= Problem to work on =
Transcribe the material in full, exactly as written.

= Given information =
-*-*-
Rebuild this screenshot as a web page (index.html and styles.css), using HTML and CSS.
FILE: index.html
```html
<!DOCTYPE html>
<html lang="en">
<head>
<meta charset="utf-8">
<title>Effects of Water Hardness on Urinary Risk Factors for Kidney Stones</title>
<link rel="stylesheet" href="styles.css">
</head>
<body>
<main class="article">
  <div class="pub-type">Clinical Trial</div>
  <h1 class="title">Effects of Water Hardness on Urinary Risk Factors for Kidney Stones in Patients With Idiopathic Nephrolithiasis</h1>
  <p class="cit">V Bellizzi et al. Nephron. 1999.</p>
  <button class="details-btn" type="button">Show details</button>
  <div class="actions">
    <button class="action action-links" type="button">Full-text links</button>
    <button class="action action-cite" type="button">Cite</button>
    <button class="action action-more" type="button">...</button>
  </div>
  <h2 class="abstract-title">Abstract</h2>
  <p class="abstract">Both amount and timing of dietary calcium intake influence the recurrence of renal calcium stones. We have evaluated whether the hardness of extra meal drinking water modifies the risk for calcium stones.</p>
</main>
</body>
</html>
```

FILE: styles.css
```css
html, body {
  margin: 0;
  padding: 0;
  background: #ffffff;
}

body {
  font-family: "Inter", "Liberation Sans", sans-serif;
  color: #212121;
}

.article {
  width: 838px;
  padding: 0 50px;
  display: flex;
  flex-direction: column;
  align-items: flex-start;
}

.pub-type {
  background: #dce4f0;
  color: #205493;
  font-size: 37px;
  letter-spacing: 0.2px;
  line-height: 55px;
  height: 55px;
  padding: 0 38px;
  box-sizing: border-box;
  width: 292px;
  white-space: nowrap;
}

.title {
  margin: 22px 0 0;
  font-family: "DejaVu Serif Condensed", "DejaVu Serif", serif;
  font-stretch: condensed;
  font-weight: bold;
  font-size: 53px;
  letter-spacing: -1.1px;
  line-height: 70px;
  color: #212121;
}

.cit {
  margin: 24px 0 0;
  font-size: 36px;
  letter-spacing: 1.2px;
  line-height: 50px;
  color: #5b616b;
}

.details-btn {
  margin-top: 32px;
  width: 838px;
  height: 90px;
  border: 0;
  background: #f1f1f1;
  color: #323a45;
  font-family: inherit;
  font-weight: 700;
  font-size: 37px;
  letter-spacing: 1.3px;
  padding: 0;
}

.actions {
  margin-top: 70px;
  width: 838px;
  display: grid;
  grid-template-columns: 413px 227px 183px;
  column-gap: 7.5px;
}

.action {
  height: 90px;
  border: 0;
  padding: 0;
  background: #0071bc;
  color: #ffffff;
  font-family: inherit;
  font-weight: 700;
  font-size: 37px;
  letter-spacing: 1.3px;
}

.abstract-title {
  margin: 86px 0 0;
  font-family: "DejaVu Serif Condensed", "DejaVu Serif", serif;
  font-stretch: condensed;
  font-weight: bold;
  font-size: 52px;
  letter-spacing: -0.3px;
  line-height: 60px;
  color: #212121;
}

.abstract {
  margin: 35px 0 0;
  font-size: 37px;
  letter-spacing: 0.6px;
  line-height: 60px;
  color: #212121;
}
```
-*-*-
= Answer =
Rebuild this screenshot as a web page (index.html and styles.css), using HTML and CSS.
FILE: index.html
```html
<!DOCTYPE html>
<html lang="en">
<head>
<meta charset="utf-8">
<title>Effects of Water Hardness on Urinary Risk Factors for Kidney Stones</title>
<link rel="stylesheet" href="styles.css">
</head>
<body>
<main class="article">
  <div class="pub-type">Clinical Trial</div>
  <h1 class="title">Effects of Water Hardness on Urinary Risk Factors for Kidney Stones in Patients With Idiopathic Nephrolithiasis</h1>
  <p class="cit">V Bellizzi et al. Nephron. 1999.</p>
  <button class="details-btn" type="button">Show details</button>
  <div class="actions">
    <button class="action action-links" type="button">Full-text links</button>
    <button class="action action-cite" type="button">Cite</button>
    <button class="action action-more" type="button">...</button>
  </div>
  <h2 class="abstract-title">Abstract</h2>
  <p class="abstract">Both amount and timing of dietary calcium intake influence the recurrence of renal calcium stones. We have evaluated whether the hardness of extra meal drinking water modifies the risk for calcium stones.</p>
</main>
</body>
</html>
```

FILE: styles.css
```css
html, body {
  margin: 0;
  padding: 0;
  background: #ffffff;
}

body {
  font-family: "Inter", "Liberation Sans", sans-serif;
  color: #212121;
}

.article {
  width: 838px;
  padding: 0 50px;
  display: flex;
  flex-direction: column;
  align-items: flex-start;
}

.pub-type {
  background: #dce4f0;
  color: #205493;
  font-size: 37px;
  letter-spacing: 0.2px;
  line-height: 55px;
  height: 55px;
  padding: 0 38px;
  box-sizing: border-box;
  width: 292px;
  white-space: nowrap;
}

.title {
  margin: 22px 0 0;
  font-family: "DejaVu Serif Condensed", "DejaVu Serif", serif;
  font-stretch: condensed;
  font-weight: bold;
  font-size: 53px;
  letter-spacing: -1.1px;
  line-height: 70px;
  color: #212121;
}

.cit {
  margin: 24px 0 0;
  font-size: 36px;
  letter-spacing: 1.2px;
  line-height: 50px;
  color: #5b616b;
}

.details-btn {
  margin-top: 32px;
  width: 838px;
  height: 90px;
  border: 0;
  background: #f1f1f1;
  color: #323a45;
  font-family: inherit;
  font-weight: 700;
  font-size: 37px;
  letter-spacing: 1.3px;
  padding: 0;
}

.actions {
  margin-top: 70px;
  width: 838px;
  display: grid;
  grid-template-columns: 413px 227px 183px;
  column-gap: 7.5px;
}

.action {
  height: 90px;
  border: 0;
  padding: 0;
  background: #0071bc;
  color: #ffffff;
  font-family: inherit;
  font-weight: 700;
  font-size: 37px;
  letter-spacing: 1.3px;
}

.abstract-title {
  margin: 86px 0 0;
  font-family: "DejaVu Serif Condensed", "DejaVu Serif", serif;
  font-stretch: condensed;
  font-weight: bold;
  font-size: 52px;
  letter-spacing: -0.3px;
  line-height: 60px;
  color: #212121;
}

.abstract {
  margin: 35px 0 0;
  font-size: 37px;
  letter-spacing: 0.6px;
  line-height: 60px;
  color: #212121;
}
```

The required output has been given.